ABSTRACT

One notable feature of labour market policy debate over the course of the last two decades has been controversy over changes in labour management techniques associated with ‘Human Resource Management’, or HRM. The terms of this controversy hinge on perceptions of the conceptual and practical underpinnings of HRM, and its linkages with wider neoliberal policies geared towards labour market deregulation, individualisation, privatisation and trade union avoidance. This chapter explores one of the more superficially ‘appealing’ strands of‘soft’ HRM, in which winning employee ‘commitment’ is regarded as a key goal for firms seeking to raise labour productivity.
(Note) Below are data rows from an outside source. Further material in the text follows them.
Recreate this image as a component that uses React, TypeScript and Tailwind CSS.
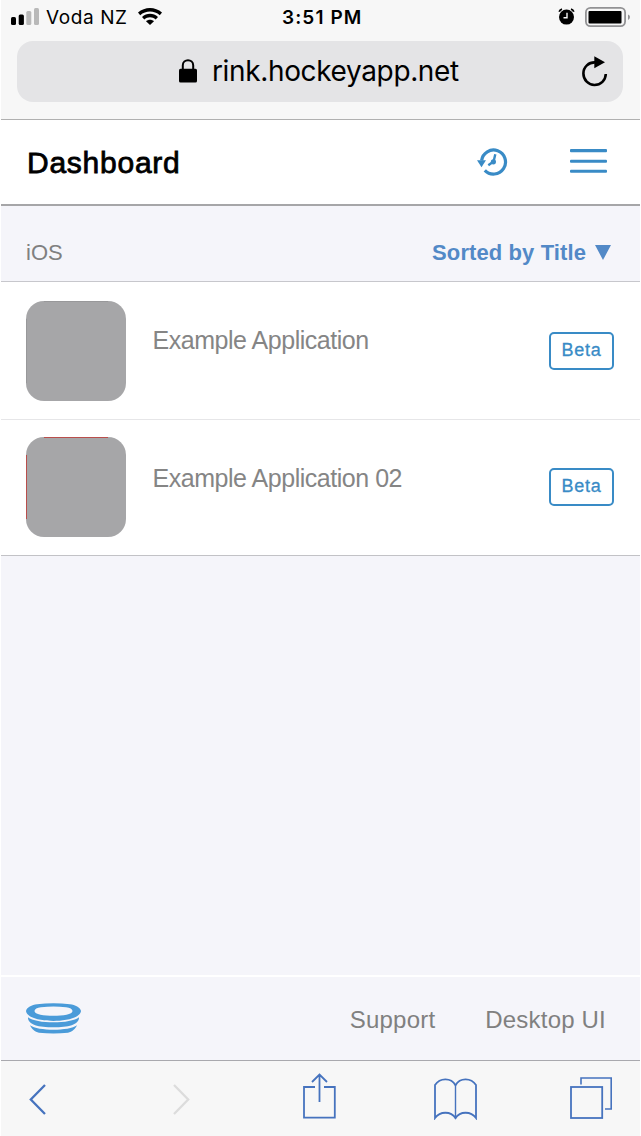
import React from 'react';

interface AppEntry {
  name: string;
  edgeColor: string;
  rowClass: string;
  nameClass: string;
}

const apps: AppEntry[] = [
  { name: 'Example Application', edgeColor: '#98989a', rowClass: 'h-[138px]', nameClass: 'mb-[19px]' },
  { name: 'Example Application 02', edgeColor: '#b94e4c', rowClass: 'h-[135px] pb-[2px]', nameClass: 'mb-[15px]' },
];

const StatusBar: React.FC = () => (
  <div className="relative flex h-[34px] items-center justify-between pl-[10px] pr-[10px] font-[Inter,sans-serif] text-[19px] leading-[34px]">
    <div className="flex items-center">
      <svg className="w-[28px] h-[17px] mr-[7px] mb-px" viewBox="0 0 28 17">
        <rect x="0" y="9" width="5" height="8" rx="1.5" fill="#000" />
        <rect x="7.7" y="6.5" width="5.2" height="10.5" rx="1.5" fill="#000" />
        <rect x="15.3" y="3" width="5" height="14" rx="1.5" fill="#b9b9b9" />
        <rect x="23" y="0" width="5" height="17" rx="1.5" fill="#b9b9b9" />
      </svg>
      <span className="mt-px tracking-[0.6px]">Voda NZ</span>
      <svg className="w-[24px] h-[17px] ml-[10px] mb-[2px]" viewBox="0 0 24 17">
        <path d="M0 4.6C6.7-1.5 17.3-1.5 24 4.6L21.8 7.2C16.2 2.3 7.8 2.3 2.2 7.2z" />
        <path d="M4 9C8.6 4.8 15.4 4.8 20 9L17.7 11.5C14.4 8.6 9.6 8.6 6.3 11.5z" />
        <path d="M8 13.2C10.3 11.2 13.7 11.2 16 13.2L12 17z" />
      </svg>
    </div>
    <span className="absolute left-[281px] top-[0.5px] font-semibold tracking-[1.1px] whitespace-nowrap">3:51 PM</span>
    <div className="flex items-center gap-[10px]">
      <svg className="w-[17px] h-[17px] mb-px" viewBox="0 0 17 17">
        <circle cx="8.5" cy="9.1" r="7.5" />
        <path d="M1.2 3.8Q1.8 1.8 4 1.2M15.8 3.8Q15.2 1.8 13 1.2" fill="none" stroke="#000" strokeWidth="1.8" />
        <path d="M9 4.8V9.8H5.5" fill="none" stroke="#f7f7f7" strokeWidth="1.4" />
      </svg>
      <svg className="w-[45px] h-[20px]" viewBox="0 0 45 20">
        <rect x=".9" y=".9" width="39.2" height="18.2" rx="4.5" fill="none" stroke="#929294" strokeWidth="1.8" />
        <rect x="3.5" y="4" width="33" height="12.5" rx="1" />
        <path d="M43 7.5Q45 8 45 10T43 13z" fill="#929294" />
      </svg>
    </div>
  </div>
);

const AddressBar: React.FC = () => (
  <div className="relative ml-4 mr-[17px] mt-[6.5px] flex h-[61px] items-center rounded-[16px] bg-[#e4e4e6]">
    <svg className="w-[18px] h-[24px] ml-[162px] mb-px" viewBox="0 0 18 24">
      <rect x="0" y="9.7" width="18" height="13.8" rx="1.5" />
      <path d="M3.8 10V6.2C3.8-.5 14.2-.5 14.2 6.2V10" fill="none" stroke="#000" strokeWidth="2" />
    </svg>
    <span className="mt-px ml-[15px] font-[Inter,sans-serif] text-[28px] leading-[61px] tracking-[-0.36px]">rink.hockeyapp.net</span>
    <svg className="absolute right-[15px] top-[15px] w-[27px] h-[31px]" viewBox="0 0 27 31">
      <path d="M14 6.4C7.8 6.2 2.4 10.8 2.4 17.5C2.4 24 7.5 29 13.4 29C19.8 29 24.6 24.2 24.8 18" fill="none" stroke="#000" strokeWidth="2.6" />
      <path d="M13.3.3L24 6.2L13.3 12.2z" />
    </svg>
  </div>
);

const Header: React.FC = () => (
  <div className="flex h-[86px] items-center border-b-2 border-[#a6a6a8] bg-white pl-[26px] pr-[33px]">
    <h1 className="mt-px flex-1 text-[30px] leading-[84px] tracking-[0.75px] [-webkit-text-stroke:0.8px_black]">Dashboard</h1>
    <svg className="w-[31px] h-[28px] mr-[62px] mb-px" viewBox="0 0 31 28">
      <path d="M4.6 12.5A12 12 0 1 1 7.8 22.3" fill="none" stroke="#398bc6" strokeWidth="3.2" />
      <path d="M0 12.3H9L4.5 19.3z" fill="#398bc6" />
      <path d="M18.3 6.2L16.6 13.5L11.3 17.2" fill="none" stroke="#398bc6" strokeWidth="2.4" />
      <circle cx="16.4" cy="13.8" r="2.6" fill="#398bc6" />
    </svg>
    <svg className="w-[37px] h-[24px] mb-[2px]" viewBox="0 0 37 24" fill="#398bc6">
      <rect width="37" height="3.3" y="0" rx="1" />
      <rect width="37" height="3" y="10.7" rx="1" />
      <rect width="37" height="3" y="20.8" rx="1" />
    </svg>
  </div>
);

const AppRow: React.FC<{ app: AppEntry }> = ({ app }) => (
  <div className={`flex items-center pl-[25px] pr-[26px] ${app.rowClass}`}>
    <svg className="h-[100px] w-[100px]" viewBox="0 0 100 100">
      <rect width="100" height="100" rx="18" fill="#a6a6a8" />
      <path d="M18 .5H82M.5 18V82" stroke={app.edgeColor} />
    </svg>
    <span className={`ml-[26.5px] flex-1 text-[25px] tracking-[-0.47px] text-[#858585] ${app.nameClass}`}>{app.name}</span>
    <span className="flex h-[38px] w-[65px] items-center justify-center rounded-[5px] border-2 border-[#398bc6] text-[18px] tracking-[0.8px] text-[#398bc6] [-webkit-text-stroke:0.3px_#398bc6]">
      Beta
    </span>
  </div>
);

const Footer: React.FC = () => (
  <div className="flex h-[85px] items-center border-t-2 border-white pl-[25px] pr-[34px] text-[24px] tracking-[0.2px] text-[#808080]">
    <svg className="w-[55px] h-[31px] mb-px" viewBox="0 0 55 31" fill="#4a9bd9">
      <path fillRule="evenodd" d="M11 1.2Q27.5-.8 44 1.2C49 1.7 54.5 4.5 55 8C54 15.5 38 17.9 27.5 17.9S1 15.5 0 8C.5 4.5 6 1.7 11 1.2zM15 4.2C11 4.7 8.5 6 8.5 8C8.5 11.5 18 12.8 27.5 12.8S46.5 11.5 46.5 8C46.5 6 44 4.7 40 4.2Q27.5 2.8 15 4.2z" />
      <path d="M2 14.2C10 21 45 21 53 14.2C53.2 22 42 24.2 27.5 24.2S1.8 22 2 14.2z" />
      <path d="M4 22.3C12 28.3 43 28.3 51 22.3C49.5 26 46 29 42 29.8Q27.5 31.2 13 29.8C9 29 5.5 26 4 22.3z" />
    </svg>
    <span className="ml-auto mt-[3px]">Support</span>
    <span className="ml-[50px] mt-[3px]">Desktop UI</span>
  </div>
);

const Toolbar: React.FC = () => (
  <div className="flex h-[76px] items-center border-t border-[#a9a9ae] bg-[#f7f7f7] pl-[28px]">
    <svg className="w-[17px] h-[31px] mt-px" viewBox="0 0 17 31" fill="none" stroke="#4673be" strokeWidth="2.3">
      <path d="M16 1L1.8 15.5L16 30" />
    </svg>
    <svg className="w-[17px] h-[31px] mt-px ml-[127px]" viewBox="0 0 17 31" fill="none" stroke="#dcdcdc" strokeWidth="2.3">
      <path d="M1 1L15.2 15.5L1 30" />
    </svg>
    <svg className="w-[33px] h-[46px] mb-[5px] ml-[113px]" viewBox="0 0 33 46" fill="none" stroke="#4673be" strokeWidth="1.8">
      <path d="M12 14H1V44.7H31.8V14H21" />
      <path d="M16.5 29V1.8M9 9L16.5 1.5L24 9" />
    </svg>
    <svg className="w-[43px] h-[42px] ml-[98px]" viewBox="0 0 43 42" fill="none" stroke="#4673be" strokeWidth="1.8">
      <path d="M1 7C6-.5 17-.5 21.5 7.2C26-.5 37-.5 42 7V40C37 33 26 33 21.5 40C17 33 6 33 1 40z" />
      <path d="M21.5 7V41" strokeWidth="1.4" />
    </svg>
    <svg className="w-[42px] h-[42px] ml-[93px] mb-px" viewBox="0 0 42 42" fill="none" stroke="#4673be" strokeWidth="1.8">
      <rect x="1" y="10" width="31.2" height="31" />
      <path d="M11 7.5V1H41.2V32H35" strokeWidth="1.6" />
    </svg>
  </div>
);

export default function App() {
  return (
    <div className="flex h-[1136px] w-[641px] flex-col bg-white px-px font-['Liberation_Sans',Arial,sans-serif] text-black">
      <div className="h-[120px] shrink-0 border-b border-[#b0b0b0] bg-[#f7f7f7]">
        <StatusBar />
        <AddressBar />
      </div>
      <Header />
      <div className="flex flex-1 flex-col bg-[#f5f5fa]">
        <div className="flex h-[76px] items-center justify-between border-b border-[#c7c7cc] pl-[25px] pr-[29px] pt-[18px] text-[22px]">
          <span className="text-[#808080]">iOS</span>
          <div className="flex items-center font-bold text-[#5289c7]">
            <span className="tracking-[0.1px]">Sorted by Title</span>
            <svg className="ml-[9px] w-[16px] h-[15px]" viewBox="0 0 16 15" fill="#5289c7">
              <path d="M0 0H16L8 15z" />
            </svg>
          </div>
        </div>
        <div className="flex h-[274px] flex-col divide-y divide-[#e6e6e8] border-b border-[#c2c2c6] bg-white">
          {apps.map((app) => (
            <AppRow key={app.name} app={app} />
          ))}
        </div>
        <div className="flex-1"></div>
        <Footer />
        <Toolbar />
      </div>
    </div>
  );
}
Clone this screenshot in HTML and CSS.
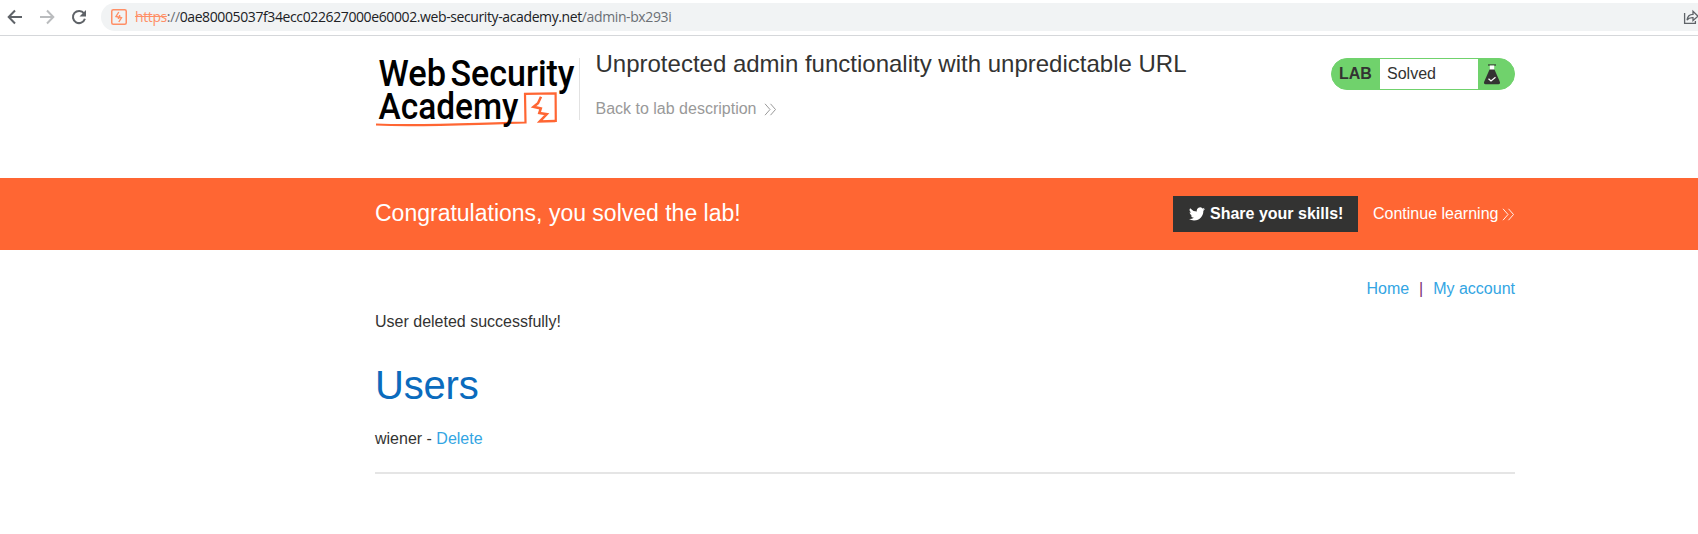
FILE: index.html
```html
<!DOCTYPE html>
<html lang="en">
<head>
<meta charset="utf-8">
<title>Unprotected admin functionality with unpredictable URL</title>
<link rel="stylesheet" href="styles.css">
</head>
<body>
<div class="toolbar">
  <svg class="nav-icons" width="101" height="35" viewBox="0 0 101 35" fill="none" stroke-width="2">
    <path d="M22 17H9M15 10.500L8.700 17l6.300 6.500" stroke="#5f6368"/>
    <path d="M40 17h13M47 10.500l6.300 6.500-6.300 6.500" stroke="#babcbe"/>
    <path d="M84 13.400a6.100 6.100 0 1 0 .9 5.400" stroke="#5f6368"/>
    <path d="M86 10v6.500h-6.500z" fill="#5f6368"/>
  </svg>
  <div class="address">
    <svg class="site-icon" width="16" height="16" viewBox="0 0 16 16" fill="none" stroke="#ff8f66">
      <rect x=".75" y=".75" width="14.500" height="14.500" rx="1.500" stroke-width="1.500"/>
      <path d="M7.800 3L5 7.500l5.500 1.200L7.800 13M7.500 8v2M8.600 6v2" stroke-width="1.400"/>
    </svg>
    <span class="url"><s>https</s><span class="dim">://</span>0ae80005037f34ecc022627000e60002.web-security-academy.net<span class="dim">/admin-bx293i</span></span>
    <svg class="share" width="15" height="16" viewBox="0 0 15 16" fill="none" stroke="#5f6368" stroke-width="1.300">
      <path d="M1.600 4v10.400h10.800V12"/>
      <path d="M4 11c.6-4 2.600-5.500 6-5.600V2.200l5 5-5 4.300V8.600C7.500 8.400 5.500 9 4 11z"/>
    </svg>
  </div>
</div>
<header class="header container">
  <svg class="logo" width="204" height="84" viewBox="0 0 204 84">
    <g fill="none" stroke="#ff6633" stroke-width="2.200">
      <path d="M1 75.500c44 2 86-.5 149.500-2L150 44.800l30.600-.5.2 28.700"/>
      <path d="M166 47.700l-3 6.500-4.500 3.600 7.300 1.700-1.500 4.500 7.500 1.200-7 7.300 15.500-.5" stroke-width="2.500"/>
    </g>
    <g class="logo-text">
      <text x="3.500" y="37" textLength="67.500" lengthAdjust="spacingAndGlyphs">Web</text>
      <text x="75.500" y="37" textLength="124" lengthAdjust="spacingAndGlyphs">Security</text>
      <text x="3.500" y="70" textLength="140" lengthAdjust="spacingAndGlyphs">Academy</text>
    </g>
  </svg>
  <div class="heading">
    <h2>Unprotected admin functionality with unpredictable URL</h2>
    <a class="back">Back to lab description
      <svg width="13" height="13" viewBox="0 0 13 13" fill="none" stroke="#999"><path d="M1 .8l5 5.700-5 5.700M6.500.8l5 5.700-5 5.700"/></svg>
    </a>
  </div>
  <div class="badge">
    <b>LAB</b><span class="status">Solved</span>
    <svg width="18" height="22" viewBox="0 0 18 22">
      <path d="M5 1h8" stroke="#333332" stroke-width="1.200"/>
      <path d="M6.800 1.500h4.400V6H6.800z" fill="#fff"/>
      <path d="M6.500 5.500h5l5.300 12.300c.6 1.500 0 2.400-1.300 2.400H2.500c-1.300 0-1.900-.9-1.300-2.400z" fill="#333332"/>
      <path d="M5.500 14.700l2.500 2.300 4.500-3.800" stroke="#fff" stroke-width="1.200" fill="none"/>
    </svg>
  </div>
</header>
<section class="banner">
  <div class="container banner-row">
    <h4>Congratulations, you solved the lab!</h4>
    <a class="share-button">
      <svg width="16" height="14" viewBox="0 0 24 20" fill="#fff"><path d="M23.950 2.600a10 10 0 0 1-2.800.8A4.900 4.900 0 0 0 23.300.6a9.900 9.900 0 0 1-3.100 1.200 4.900 4.900 0 0 0-8.400 4.500A14 14 0 0 1 1.700 1.200a4.900 4.900 0 0 0 1.500 6.600 4.900 4.900 0 0 1-2.200-.6c0 2.300 1.600 4.400 3.900 4.900a5 5 0 0 1-2.200.1 4.900 4.900 0 0 0 4.600 3.400A9.900 9.900 0 0 1 0 17.600a14 14 0 0 0 7.500 2.200c9.100 0 14-7.500 14-14v-.6a10 10 0 0 0 2.450-2.600z"/></svg>
      <span>Share your skills!</span>
    </a>
    <a class="continue">Continue learning
      <svg width="13" height="13" viewBox="0 0 13 13" fill="none" stroke="#fff" stroke-width=".9"><path d="M1 .8l5 5.700-5 5.700M6.500.8l5 5.700-5 5.700"/></svg>
    </a>
  </div>
</section>
<main class="container">
  <nav class="links"><a>Home</a><span class="pipe">|</span><a>My account</a></nav>
  <p class="message">User deleted successfully!</p>
  <h1>Users</h1>
  <p class="user">wiener - <a>Delete</a></p>
  <hr>
</main>
</body>
</html>
```
FILE: styles.css
```css
* { box-sizing: border-box; }
body {
  margin: 0;
  background: #fff;
  color: #333332;
  font: 16px/20px "Liberation Sans", Arial, sans-serif;
  overflow: hidden;
}
h1, h2, h4, p { margin: 0; font-weight: 400; }
.container { width: 1140px; margin-left: 375px; }
.toolbar {
  display: flex;
  height: 36px;
  border-bottom: 1px solid #d5d7da;
}
.nav-icons { flex: none; }
.address {
  display: flex;
  align-items: center;
  flex: 1;
  height: 28px;
  margin-top: 3px;
  padding-left: 10px;
  border-radius: 14px 0 0 14px;
  background: #f1f3f4;
}
.url {
  margin-left: 8px;
  color: #202124;
  font: 14px/20px "Open Sans", "Noto Sans", sans-serif;
  letter-spacing: -0.39px;
  white-space: nowrap;
}
.url s { color: #ff8f66; }
.dim { color: #6b6f74; }
.share { margin-left: auto; }
.header { display: flex; height: 142px; }
.logo { flex: none; margin-top: 13px; }
.logo-text { font: 500 36.5px Roboto, sans-serif; fill: #000; }
.heading {
  height: 62px;
  margin-top: 22px;
  padding-left: 15.5px;
  border-left: 1px solid #e2e2e2;
}
.heading h2 {
  margin-top: -10px;
  font-size: 24px;
  line-height: 32px;
  white-space: nowrap;
}
.back {
  display: flex;
  align-items: center;
  gap: 8px;
  margin-top: 19px;
  color: #999;
}
.badge {
  display: flex;
  width: 184px;
  height: 32px;
  margin: 22px 0 0 auto;
  border: 1px solid #70d26c;
  border-radius: 16px;
  background: #70d26c;
  line-height: 30px;
}
.badge b { width: 48px; padding-left: 7px; }
.status { width: 98px; padding-left: 7px; background: #fff; }
.badge svg { margin: 5px 0 0 5px; }
.banner { height: 72px; background: #ff6633; color: #fff; }
.banner-row { display: flex; align-items: center; height: 72px; }
.banner h4 { margin-bottom: 2px; font-size: 23px; line-height: 28px; }
.share-button {
  display: flex;
  align-items: center;
  gap: 5px;
  width: 185px;
  height: 36px;
  margin-left: auto;
  padding-left: 16px;
  background: #333332;
  font-weight: 700;
}
.continue {
  display: flex;
  align-items: center;
  justify-content: space-between;
  width: 142px;
  margin-left: 15px;
  white-space: nowrap;
}
.links {
  display: flex;
  justify-content: flex-end;
  padding-top: 29px;
}
a { color: #33a5e3; }
.share-button, .continue { color: #fff; }
.pipe { width: 24px; text-align: center; color: #7c2c72; }
.message { margin-top: 13px; }
h1 { margin-top: 29px; color: #0b6bbd; font-size: 40px; line-height: 48px; letter-spacing: -0.2px; }
.user { margin-top: 20px; }
hr { height: 2px; margin: 23px 0 0; border: 0; background: #e5e5e5; }
```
In the context of government preoccupations with improving competitiveness through encouraging dissemination of best management practices, empirical evidence on the outcomes of HRM-led strategies of this type has an obvious policy significance. This study draws in detail from one strand of pilot fieldwork conducted in the British banking sector in the late 1990s, the findings of which are placed in wider context on the basis of cross-national fieldwork, conducted in France and Denmark as well as the UK. It is argued that to the extent that the concept of ‘commitment’ provides a theoretically robust construct, which can be operationalised for purposes of measurement, the material factors of job insecurity and low(er) pay may undermine firms’ attempts to elicit high levels of commitment from employees; moreover, this may be true largely irrespective of the national- or firm-specific institutional context. In developing this argument we flag up as being of central importance a set of issues often neglected in studies of this type. The implications of the design and findings of this exploratory study for policy, at management, trade-union and state levels, are explored.